-- start of Data entries --
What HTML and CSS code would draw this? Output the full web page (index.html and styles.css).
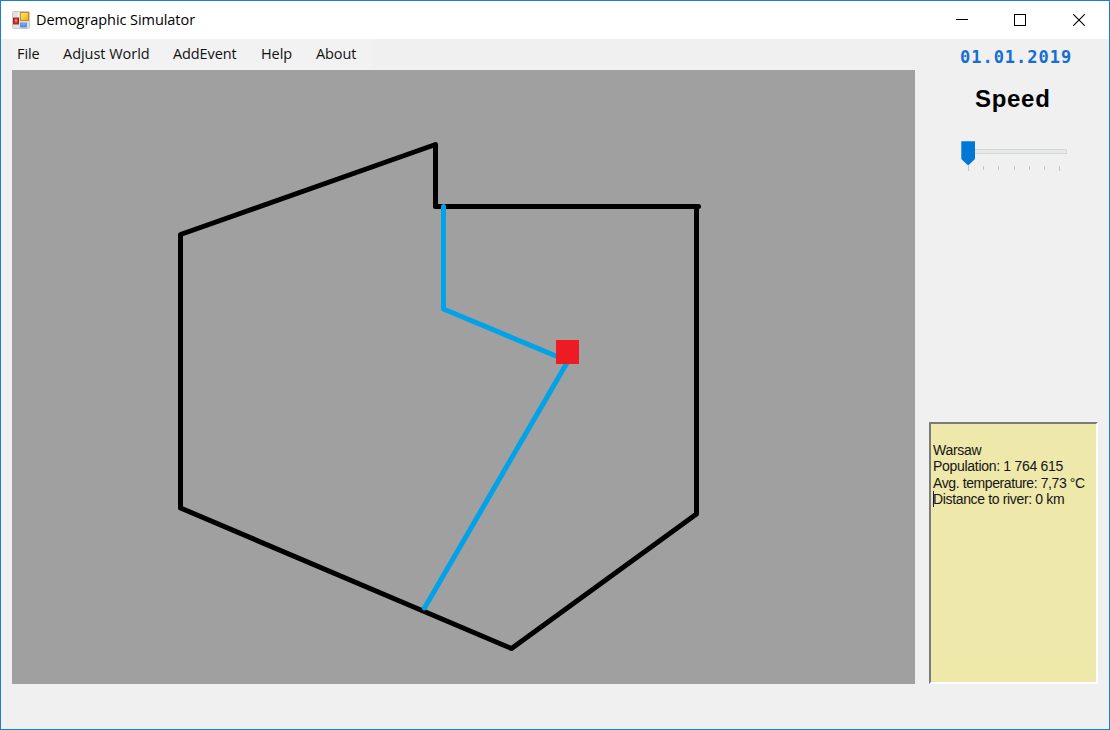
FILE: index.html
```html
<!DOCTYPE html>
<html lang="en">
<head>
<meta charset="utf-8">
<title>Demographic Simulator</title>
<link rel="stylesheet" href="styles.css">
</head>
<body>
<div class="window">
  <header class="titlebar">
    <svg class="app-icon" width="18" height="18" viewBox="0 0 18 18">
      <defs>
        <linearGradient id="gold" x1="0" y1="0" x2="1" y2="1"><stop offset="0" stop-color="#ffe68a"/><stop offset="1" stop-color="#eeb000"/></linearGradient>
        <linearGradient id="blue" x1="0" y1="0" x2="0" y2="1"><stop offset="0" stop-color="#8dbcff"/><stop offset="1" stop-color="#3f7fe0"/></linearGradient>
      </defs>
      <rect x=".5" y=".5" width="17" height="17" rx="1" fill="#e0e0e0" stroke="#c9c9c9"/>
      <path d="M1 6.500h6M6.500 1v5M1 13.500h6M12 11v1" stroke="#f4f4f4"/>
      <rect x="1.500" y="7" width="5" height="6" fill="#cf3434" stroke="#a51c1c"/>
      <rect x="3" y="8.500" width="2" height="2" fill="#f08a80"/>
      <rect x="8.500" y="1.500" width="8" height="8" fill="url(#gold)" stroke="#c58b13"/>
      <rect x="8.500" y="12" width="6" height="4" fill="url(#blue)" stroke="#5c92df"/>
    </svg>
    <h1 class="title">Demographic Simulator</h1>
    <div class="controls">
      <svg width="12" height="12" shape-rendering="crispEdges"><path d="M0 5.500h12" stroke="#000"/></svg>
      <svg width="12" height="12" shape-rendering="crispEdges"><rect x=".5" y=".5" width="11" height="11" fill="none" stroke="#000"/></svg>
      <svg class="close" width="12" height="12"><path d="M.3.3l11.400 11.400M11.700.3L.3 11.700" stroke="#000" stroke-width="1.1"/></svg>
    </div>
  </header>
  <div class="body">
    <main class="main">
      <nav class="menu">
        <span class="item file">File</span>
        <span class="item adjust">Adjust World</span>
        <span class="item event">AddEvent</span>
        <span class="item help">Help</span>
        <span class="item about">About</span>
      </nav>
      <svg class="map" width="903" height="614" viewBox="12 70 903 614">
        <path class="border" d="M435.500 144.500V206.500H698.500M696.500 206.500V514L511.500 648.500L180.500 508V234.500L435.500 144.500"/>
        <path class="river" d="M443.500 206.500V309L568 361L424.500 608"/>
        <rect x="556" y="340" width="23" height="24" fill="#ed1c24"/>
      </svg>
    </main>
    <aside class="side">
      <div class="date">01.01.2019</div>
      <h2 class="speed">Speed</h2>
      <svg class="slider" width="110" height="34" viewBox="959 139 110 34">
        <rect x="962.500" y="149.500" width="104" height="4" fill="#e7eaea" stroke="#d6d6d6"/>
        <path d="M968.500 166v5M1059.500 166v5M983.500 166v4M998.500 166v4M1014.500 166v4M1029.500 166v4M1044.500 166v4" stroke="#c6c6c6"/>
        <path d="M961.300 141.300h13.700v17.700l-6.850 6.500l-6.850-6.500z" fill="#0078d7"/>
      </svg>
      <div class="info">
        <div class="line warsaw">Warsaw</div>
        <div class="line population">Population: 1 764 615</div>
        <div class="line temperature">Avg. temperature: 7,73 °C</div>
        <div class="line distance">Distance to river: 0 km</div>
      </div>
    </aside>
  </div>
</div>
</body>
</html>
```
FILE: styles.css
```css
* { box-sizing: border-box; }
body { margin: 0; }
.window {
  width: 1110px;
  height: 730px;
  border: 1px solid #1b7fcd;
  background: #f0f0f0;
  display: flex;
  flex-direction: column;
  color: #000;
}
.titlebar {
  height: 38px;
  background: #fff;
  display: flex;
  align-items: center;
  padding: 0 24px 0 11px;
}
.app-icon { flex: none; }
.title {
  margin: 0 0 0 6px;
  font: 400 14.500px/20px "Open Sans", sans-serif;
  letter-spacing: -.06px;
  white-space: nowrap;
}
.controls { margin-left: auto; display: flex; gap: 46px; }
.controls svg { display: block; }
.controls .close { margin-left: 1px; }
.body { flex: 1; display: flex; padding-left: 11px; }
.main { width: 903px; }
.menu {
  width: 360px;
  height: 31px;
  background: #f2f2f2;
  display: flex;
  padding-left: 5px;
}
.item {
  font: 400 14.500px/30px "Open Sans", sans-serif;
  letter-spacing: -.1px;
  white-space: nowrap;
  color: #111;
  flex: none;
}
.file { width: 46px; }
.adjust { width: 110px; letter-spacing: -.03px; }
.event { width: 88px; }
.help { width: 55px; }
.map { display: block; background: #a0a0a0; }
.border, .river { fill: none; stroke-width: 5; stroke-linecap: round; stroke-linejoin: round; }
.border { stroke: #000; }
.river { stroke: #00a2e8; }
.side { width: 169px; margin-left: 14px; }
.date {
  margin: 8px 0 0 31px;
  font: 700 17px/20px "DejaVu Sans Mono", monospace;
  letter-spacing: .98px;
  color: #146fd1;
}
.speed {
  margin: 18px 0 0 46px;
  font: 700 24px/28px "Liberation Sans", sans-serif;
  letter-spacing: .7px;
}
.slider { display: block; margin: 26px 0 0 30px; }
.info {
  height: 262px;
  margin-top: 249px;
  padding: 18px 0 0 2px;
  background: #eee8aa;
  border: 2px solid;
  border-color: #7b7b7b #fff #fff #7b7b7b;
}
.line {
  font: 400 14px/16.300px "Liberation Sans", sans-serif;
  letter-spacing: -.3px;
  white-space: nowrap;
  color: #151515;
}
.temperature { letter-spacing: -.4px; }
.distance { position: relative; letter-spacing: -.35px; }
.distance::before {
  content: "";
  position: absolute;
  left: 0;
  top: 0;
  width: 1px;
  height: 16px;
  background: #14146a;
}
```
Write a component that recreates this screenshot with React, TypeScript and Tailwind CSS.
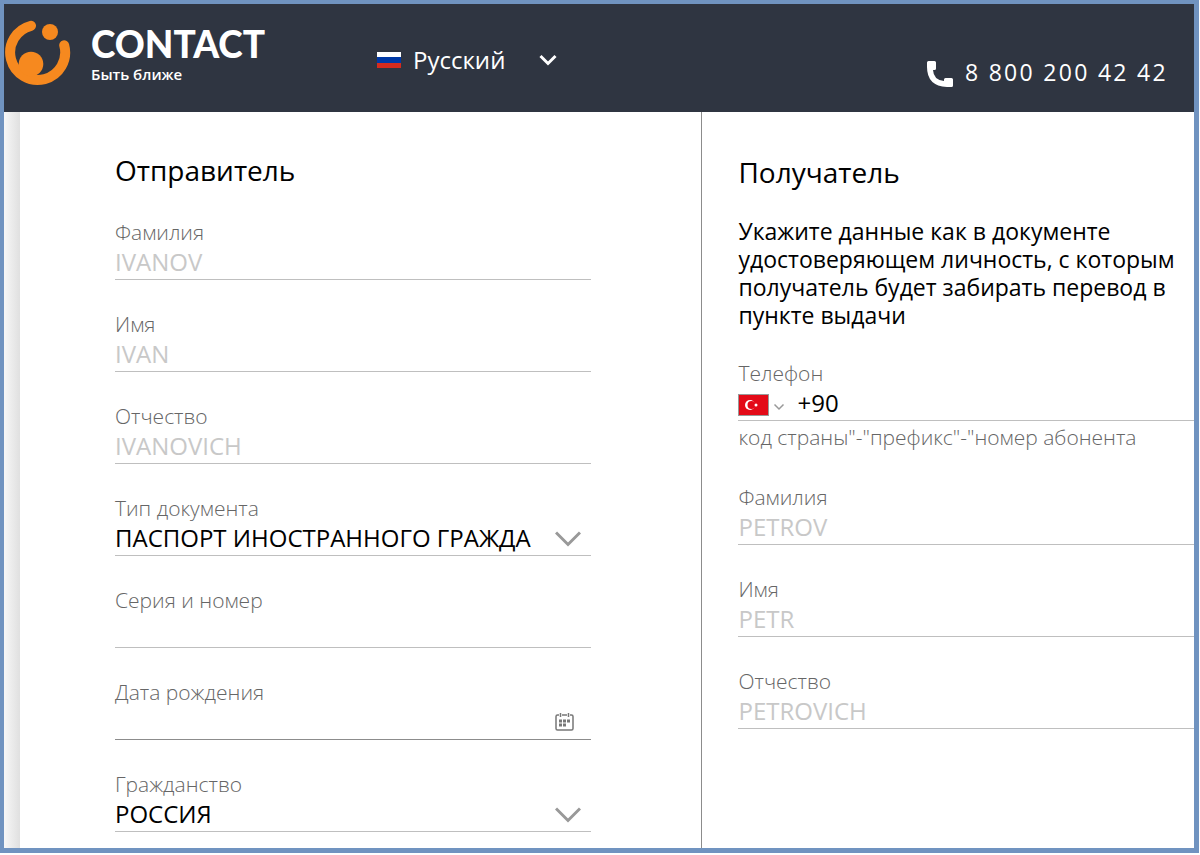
-- end of Data entries --
Restate the records above in full, word for word. Keep pictures out.

**Exercise solution:**
What HTML and CSS code would draw this? Output the full web page (index.html and styles.css).
FILE: index.html
```html
<!DOCTYPE html>
<html lang="en">
<head>
<meta charset="utf-8">
<title>Demographic Simulator</title>
<link rel="stylesheet" href="styles.css">
</head>
<body>
<div class="window">
  <header class="titlebar">
    <svg class="app-icon" width="18" height="18" viewBox="0 0 18 18">
      <defs>
        <linearGradient id="gold" x1="0" y1="0" x2="1" y2="1"><stop offset="0" stop-color="#ffe68a"/><stop offset="1" stop-color="#eeb000"/></linearGradient>
        <linearGradient id="blue" x1="0" y1="0" x2="0" y2="1"><stop offset="0" stop-color="#8dbcff"/><stop offset="1" stop-color="#3f7fe0"/></linearGradient>
      </defs>
      <rect x=".5" y=".5" width="17" height="17" rx="1" fill="#e0e0e0" stroke="#c9c9c9"/>
      <path d="M1 6.500h6M6.500 1v5M1 13.500h6M12 11v1" stroke="#f4f4f4"/>
      <rect x="1.500" y="7" width="5" height="6" fill="#cf3434" stroke="#a51c1c"/>
      <rect x="3" y="8.500" width="2" height="2" fill="#f08a80"/>
      <rect x="8.500" y="1.500" width="8" height="8" fill="url(#gold)" stroke="#c58b13"/>
      <rect x="8.500" y="12" width="6" height="4" fill="url(#blue)" stroke="#5c92df"/>
    </svg>
    <h1 class="title">Demographic Simulator</h1>
    <div class="controls">
      <svg width="12" height="12" shape-rendering="crispEdges"><path d="M0 5.500h12" stroke="#000"/></svg>
      <svg width="12" height="12" shape-rendering="crispEdges"><rect x=".5" y=".5" width="11" height="11" fill="none" stroke="#000"/></svg>
      <svg class="close" width="12" height="12"><path d="M.3.3l11.400 11.400M11.700.3L.3 11.700" stroke="#000" stroke-width="1.1"/></svg>
    </div>
  </header>
  <div class="body">
    <main class="main">
      <nav class="menu">
        <span class="item file">File</span>
        <span class="item adjust">Adjust World</span>
        <span class="item event">AddEvent</span>
        <span class="item help">Help</span>
        <span class="item about">About</span>
      </nav>
      <svg class="map" width="903" height="614" viewBox="12 70 903 614">
        <path class="border" d="M435.500 144.500V206.500H698.500M696.500 206.500V514L511.500 648.500L180.500 508V234.500L435.500 144.500"/>
        <path class="river" d="M443.500 206.500V309L568 361L424.500 608"/>
        <rect x="556" y="340" width="23" height="24" fill="#ed1c24"/>
      </svg>
    </main>
    <aside class="side">
      <div class="date">01.01.2019</div>
      <h2 class="speed">Speed</h2>
      <svg class="slider" width="110" height="34" viewBox="959 139 110 34">
        <rect x="962.500" y="149.500" width="104" height="4" fill="#e7eaea" stroke="#d6d6d6"/>
        <path d="M968.500 166v5M1059.500 166v5M983.500 166v4M998.500 166v4M1014.500 166v4M1029.500 166v4M1044.500 166v4" stroke="#c6c6c6"/>
        <path d="M961.300 141.300h13.700v17.700l-6.850 6.500l-6.850-6.500z" fill="#0078d7"/>
      </svg>
      <div class="info">
        <div class="line warsaw">Warsaw</div>
        <div class="line population">Population: 1 764 615</div>
        <div class="line temperature">Avg. temperature: 7,73 °C</div>
        <div class="line distance">Distance to river: 0 km</div>
      </div>
    </aside>
  </div>
</div>
</body>
</html>
```
FILE: styles.css
```css
* { box-sizing: border-box; }
body { margin: 0; }
.window {
  width: 1110px;
  height: 730px;
  border: 1px solid #1b7fcd;
  background: #f0f0f0;
  display: flex;
  flex-direction: column;
  color: #000;
}
.titlebar {
  height: 38px;
  background: #fff;
  display: flex;
  align-items: center;
  padding: 0 24px 0 11px;
}
.app-icon { flex: none; }
.title {
  margin: 0 0 0 6px;
  font: 400 14.500px/20px "Open Sans", sans-serif;
  letter-spacing: -.06px;
  white-space: nowrap;
}
.controls { margin-left: auto; display: flex; gap: 46px; }
.controls svg { display: block; }
.controls .close { margin-left: 1px; }
.body { flex: 1; display: flex; padding-left: 11px; }
.main { width: 903px; }
.menu {
  width: 360px;
  height: 31px;
  background: #f2f2f2;
  display: flex;
  padding-left: 5px;
}
.item {
  font: 400 14.500px/30px "Open Sans", sans-serif;
  letter-spacing: -.1px;
  white-space: nowrap;
  color: #111;
  flex: none;
}
.file { width: 46px; }
.adjust { width: 110px; letter-spacing: -.03px; }
.event { width: 88px; }
.help { width: 55px; }
.map { display: block; background: #a0a0a0; }
.border, .river { fill: none; stroke-width: 5; stroke-linecap: round; stroke-linejoin: round; }
.border { stroke: #000; }
.river { stroke: #00a2e8; }
.side { width: 169px; margin-left: 14px; }
.date {
  margin: 8px 0 0 31px;
  font: 700 17px/20px "DejaVu Sans Mono", monospace;
  letter-spacing: .98px;
  color: #146fd1;
}
.speed {
  margin: 18px 0 0 46px;
  font: 700 24px/28px "Liberation Sans", sans-serif;
  letter-spacing: .7px;
}
.slider { display: block; margin: 26px 0 0 30px; }
.info {
  height: 262px;
  margin-top: 249px;
  padding: 18px 0 0 2px;
  background: #eee8aa;
  border: 2px solid;
  border-color: #7b7b7b #fff #fff #7b7b7b;
}
.line {
  font: 400 14px/16.300px "Liberation Sans", sans-serif;
  letter-spacing: -.3px;
  white-space: nowrap;
  color: #151515;
}
.temperature { letter-spacing: -.4px; }
.distance { position: relative; letter-spacing: -.35px; }
.distance::before {
  content: "";
  position: absolute;
  left: 0;
  top: 0;
  width: 1px;
  height: 16px;
  background: #14146a;
}
```
Write a component that recreates this screenshot with React, TypeScript and Tailwind CSS.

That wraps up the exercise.